Your information security program will be shaped by your organization’s unique needs and business processes. There is no one-size-fits-all solution. The Cybersecurity Framework (CSF), published by the National Institute for Standards and Technology (NIST), is a flexible, adaptable tool for organizing any information security program, regardless of size and resources. Although an institution will never be completely invulnerable, organizing your bank or nonbank cybersecurity program around the NIST CSF supports a comprehensive level of risk management. 

The Framework organizes cybersecurity into five core “Functions,” each of which represents a collection of behaviors: Identify, Protect, Detect, Respond, and Recover.

NIST CSF Functions

 

Please note the Federal Financial Institutions Examination Council (FFIEC) provides a mapping of the FFIEC Cybersecurity Assessment Tool (CAT) to the NIST CSF for ease of coordination and communication.


The Identify function helps establish what your organization must protect. Identify activities include determining what assets—both physical and informational—are present within your institution; how they fit in within the business environment; and the governance in place to manage your organization’s regulatory, legal, and risk environments.

All of these activities make up your risk assessment, an evaluation of the threats faced by your institution, the likelihood they will happen, and the magnitude of harm should they occur. The results of your risk assessment will influence the overall risk management strategy, or how you plan to conduct business operations in such a way to limit risk to an acceptable level.

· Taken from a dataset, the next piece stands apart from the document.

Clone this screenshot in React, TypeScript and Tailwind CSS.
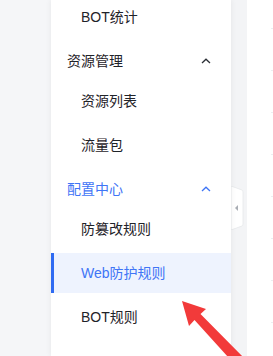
const FONT = { fontFamily: '"Liberation Sans", "Noto Sans CJK SC", sans-serif' };

function ChevronUp({ className }: { className: string }) {
  return (
    <svg width="10" height="6" viewBox="0 0 10 6" className={className}>
      <path d="M1 5 L5 1.2 L9 5" fill="none" stroke="currentColor" strokeWidth="1.3" />
    </svg>
  );
}

function Item({ label, active }: { label: string; active?: boolean }) {
  return (
    <div
      className={
        active
          ? "h-10 flex items-center pl-[27px] text-[14px] text-[#3f75f6] bg-[#eef3fe] border-l-[3px] border-[#2f6bf2]"
          : "h-10 flex items-center pl-[30px] text-[14px] text-[#1f2329]"
      }
    >
      {label}
    </div>
  );
}

function Group({ label, active }: { label: string; active?: boolean }) {
  return (
    <div
      className={
        "h-10 flex items-center justify-between pl-4 pr-5 text-[14px] " +
        (active ? "text-[#3f75f6]" : "text-[#1f2329]")
      }
    >
      <span>{label}</span>
      <ChevronUp className={active ? "text-[#3f75f6]" : "text-[#2b2f36]"} />
    </div>
  );
}

export default function App() {
  return (
    <div className="relative w-[273px] h-[356px] overflow-hidden flex bg-[#f5f6f8]" style={FONT}>
      <div className="w-[51px] shrink-0" />
      <div className="w-[180px] shrink-0 bg-white shadow-[0_0_6px_rgba(0,0,0,0.07)] z-10">
        <div className="-mt-[3px] flex flex-col">
          <Item label="BOT统计" />
          <div className="h-1" />
          <Group label="资源管理" />
          <Item label="资源列表" />
          <div className="h-1" />
          <Item label="流量包" />
          <div className="h-1" />
          <Group label="配置中心" active />
          <Item label="防篡改规则" />
          <div className="h-1" />
          <Item label="Web防护规则" active />
          <div className="h-1" />
          <Item label="BOT规则" />
          <div className="h-[8px]" />
          <Item label="自定义规则" />
        </div>
      </div>
      <div className="relative w-4 shrink-0 bg-[#f3f4f6]">
        <svg
          width="14"
          height="44"
          viewBox="0 0 14 44"
          className="absolute left-0 top-[186px]"
        >
          <path
            d="M0 0 L11 4 Q12 4.5 12 6 L12 38 Q12 39.5 11 40 L0 44 Z"
            fill="#ffffff"
            stroke="#e6e8eb"
            strokeWidth="0.8"
          />
          <path d="M7 19 L7 25 L4 22 Z" fill="#a9adb4" />
        </svg>
      </div>
      <div className="flex-1 bg-white pl-6">
        <div className="-mt-[13px] flex flex-col">
          {[0, 1, 2, 3, 4, 5, 6, 7, 8].map((i) => (
            <div key={i} className="h-[42px] border-b border-[#eceef1]" />
          ))}
        </div>
      </div>
      <svg
        width="273"
        height="356"
        viewBox="0 0 273 356"
        className="absolute left-0 top-0 z-20 pointer-events-none"
      >
        <path
          d="M182 301 L206 309 L200.5 314 L246 360 L238 368 L194.5 320 L189 326 Z"
          fill="#f23a3a"
        />
      </svg>
    </div>
  );
}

A risk assessment should be performed at least annually to confirm if an organization’s resources, priorities, or business operations have changed significantly enough to warrant a strategy modification.
A cybersecurity risk assessment should classify critical information assets, identify threats and vulnerabilities, and communicate that risk to necessary personnel, including the Board. Before you can adequately assess risk to your institution, though, you must first identify your Crown Jewels, or your most critical information assets. “Crown jewels” are often highly sensitive and guarded and their loss, destruction, or theft could severely impact your institution.

Identifying Threats

To identify potential cybersecurity threats, your financial institution may use internal resources, such as audit reports, vulnerability scans, and fraud detection tools; or external resources, such as information sharing networks like the Financial Services – Information Sharing and Analysis Center (FS-ISAC) and the United States Computer Emergency Readiness Team (US-CERT).  A tool like a vulnerability scanner is also commonly used to identify weaknesses by scanning your business environment against well-known and previously identified vulnerabilities. You can also test to determine if an identified vulnerability is actually exploitable. 

In November 2014, the Federal Financial Institutions Examination Council (FFIEC) issued a statement recommending that financial institutions of all sizes participate in the FS-ISAC as part of their process to identify, respond to, and mitigate cybersecurity threats and vulnerabilities. Additionally, two publicly available reports that can provide current threat intelligence are Verizon’s Data Breach Investigations Report and Symantec’s Internet Security Threat Report. Both reports are updated annually.

Threat identification should occur continuously throughout the year and not only during the annual risk assessment. When news of a fraud, breach, or other incident emerges, consider whether your organization is also vulnerable. Could the same thing happen to your institution? What controls are in place to help protect against the threat?

FS-ISAC for Financial Institutions

FS-ISAC offers a basic membership for community banks with less than $1 billion in assets which includes the “must-have” services shown below. Nonbanks can also obtain FS-ISAC membership. To receive only the most critical public alerts, the smallest community-based institutions may elect to register as a Critical Notification Only Participant (CNOP). This service is offered free-of-charge but only provides notification of public urgent and crisis alerts. Learn more at https://www.fsisac.com/join. 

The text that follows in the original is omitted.